Potts critical frontiers of inhomogeneous and asymmetric bow-tie lattices

TL;DR

This paper derives exact critical frontiers for the Potts model on inhomogeneous and asymmetric bow-tie lattices by decomposing complex lattices into triangular cells, expanding the class of solvable models.

Contribution

It introduces a method to find exact critical points on more general inhomogeneous lattices, including 4-uniform and asymmetric bow-tie lattices, using lattice decomposition techniques.

Findings

Exact critical frontiers for various inhomogeneous bow-tie lattices

Critical points for asymmetric bow-tie lattices

Extension of solvable models to more complex lattice structures

Abstract

We study the critical frontiers of the Potts model on two-dimensional bow-tie lattices with fully inhomogeneous coupling constants. Generally, for the Potts critical frontier to be found exactly, the underlying lattice must be a 3-uniform hypergraph.

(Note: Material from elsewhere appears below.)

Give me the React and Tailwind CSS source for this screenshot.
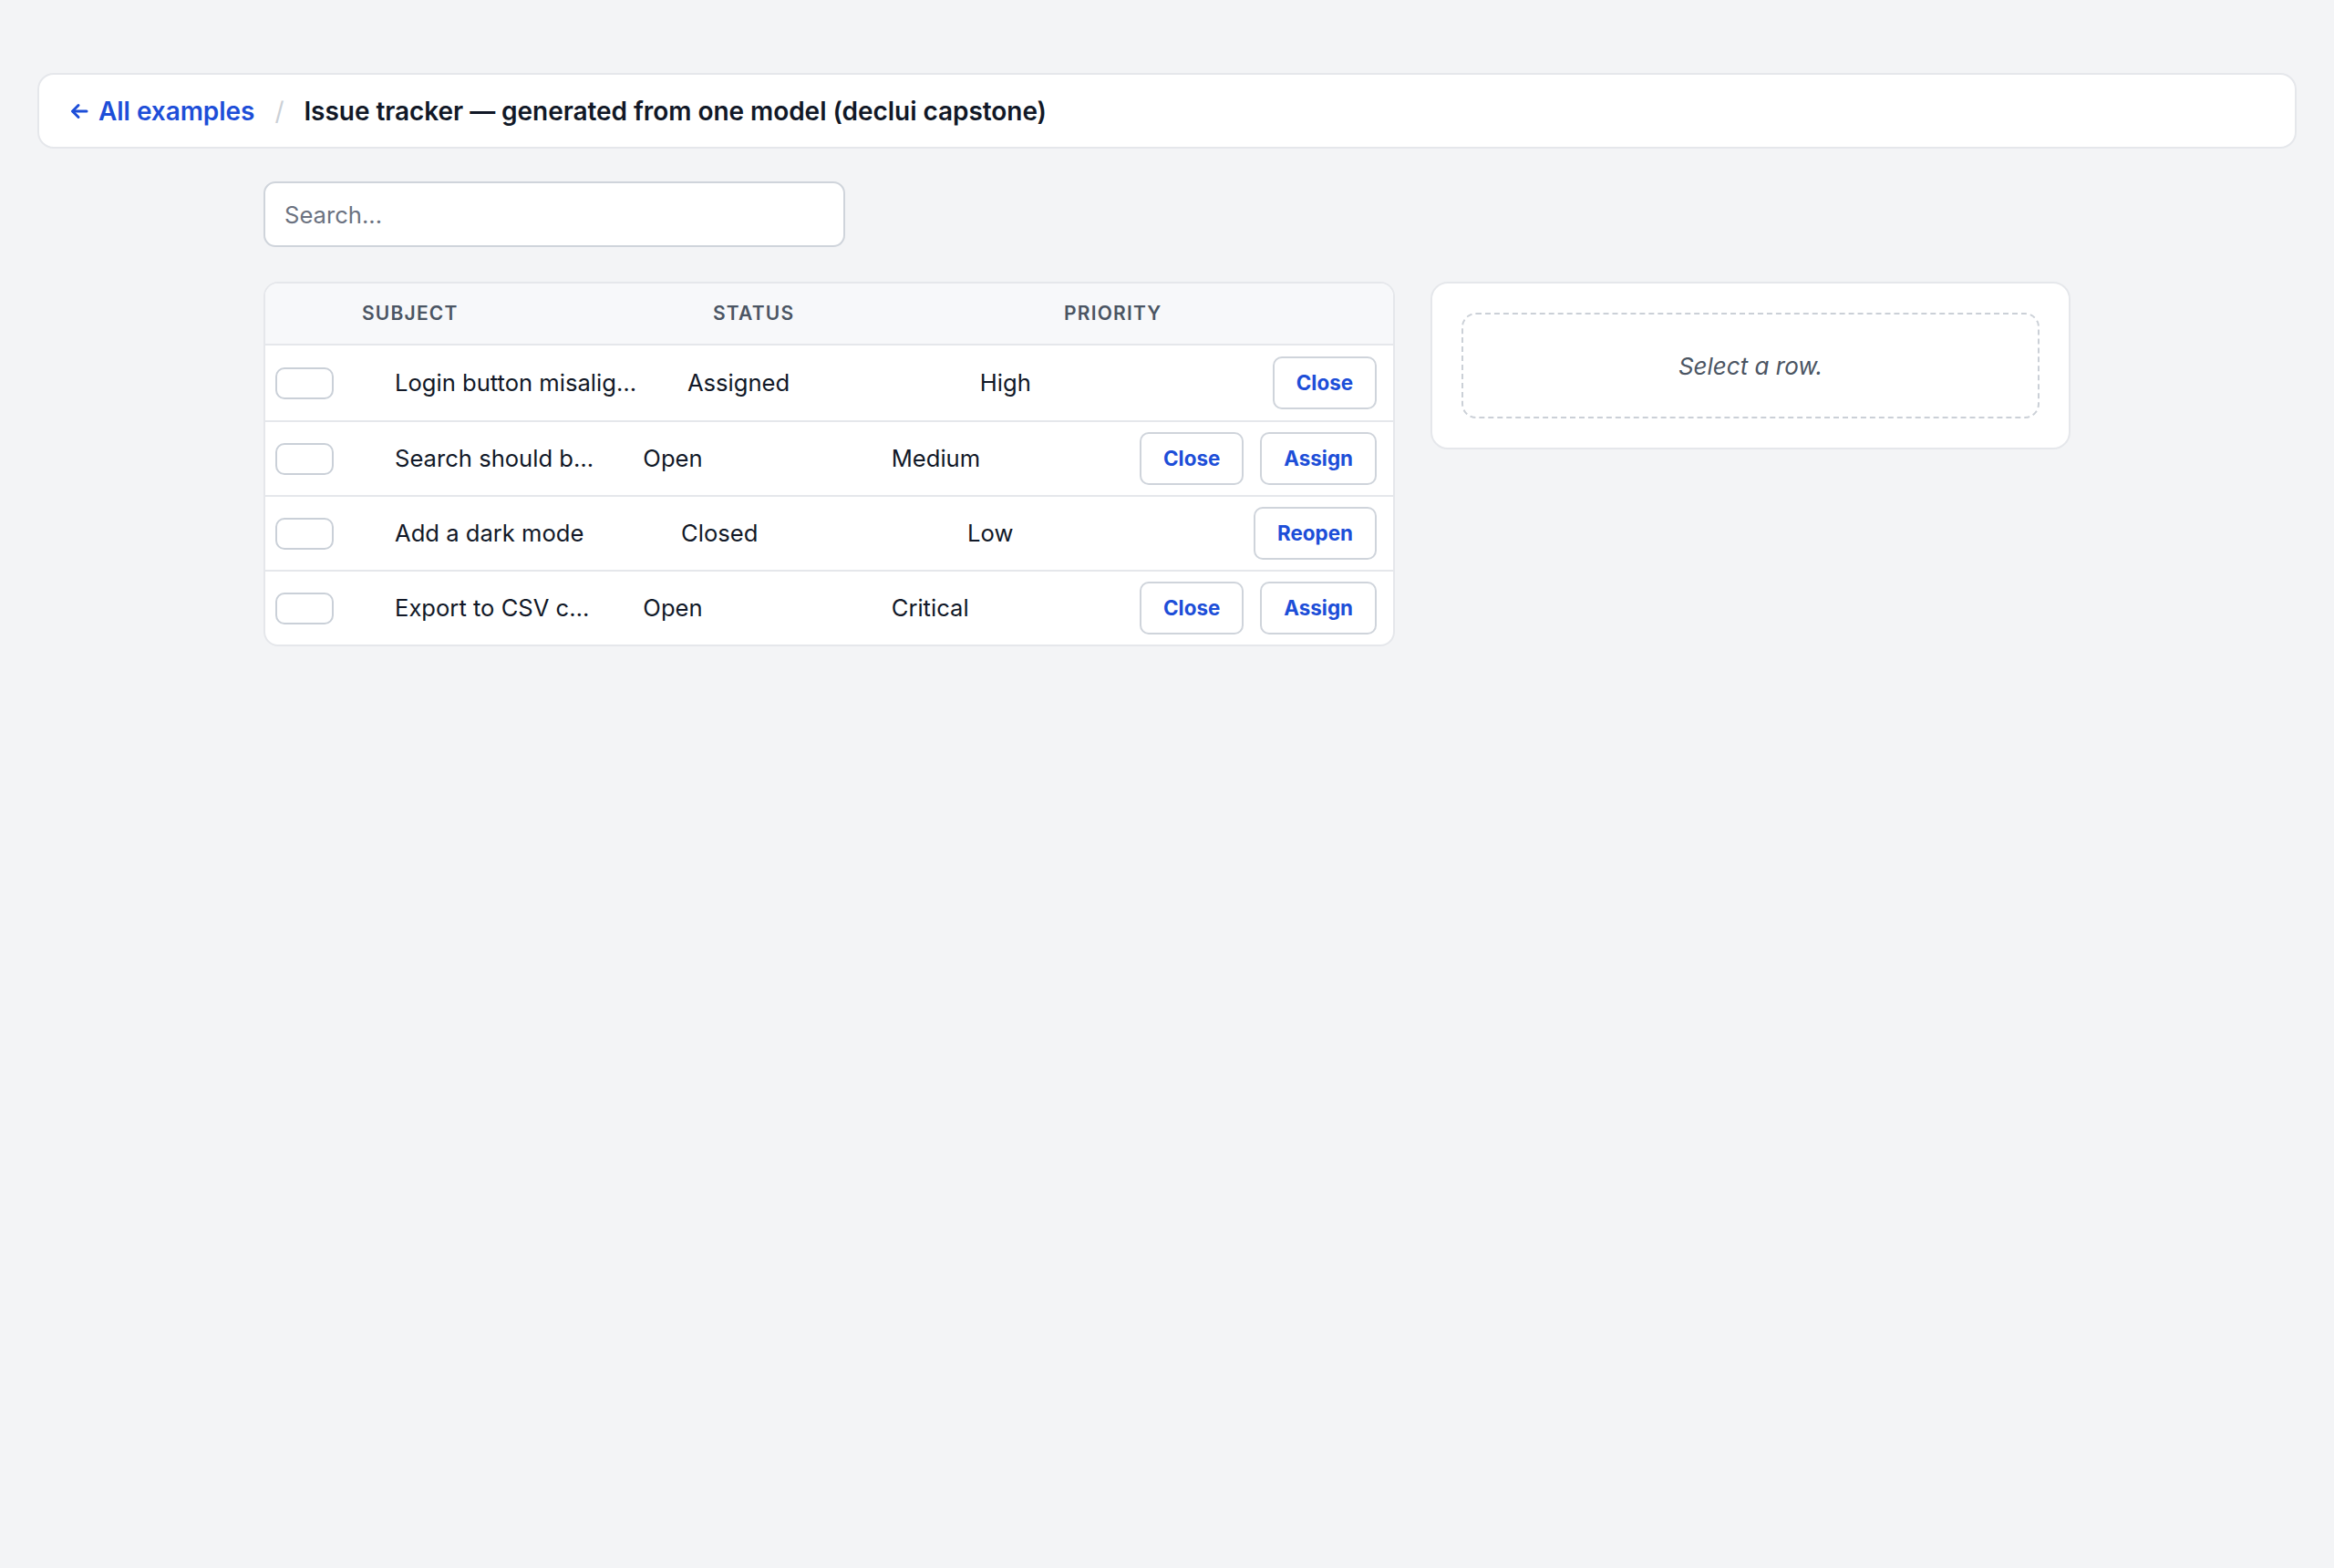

A more general class of lattices are the 4-uniform ones, with unit cells contained within four boundary vertices. We demonstrate that in some cases, such lattices can be decomposed into triangular cells, and solved using a modification of standard techniques. This leads to the exact inhomogeneous Potts critical frontiers on various lattices, such as the bow-tie lattice with five different couplings, and critical points for asymmetric bow-tie lattices.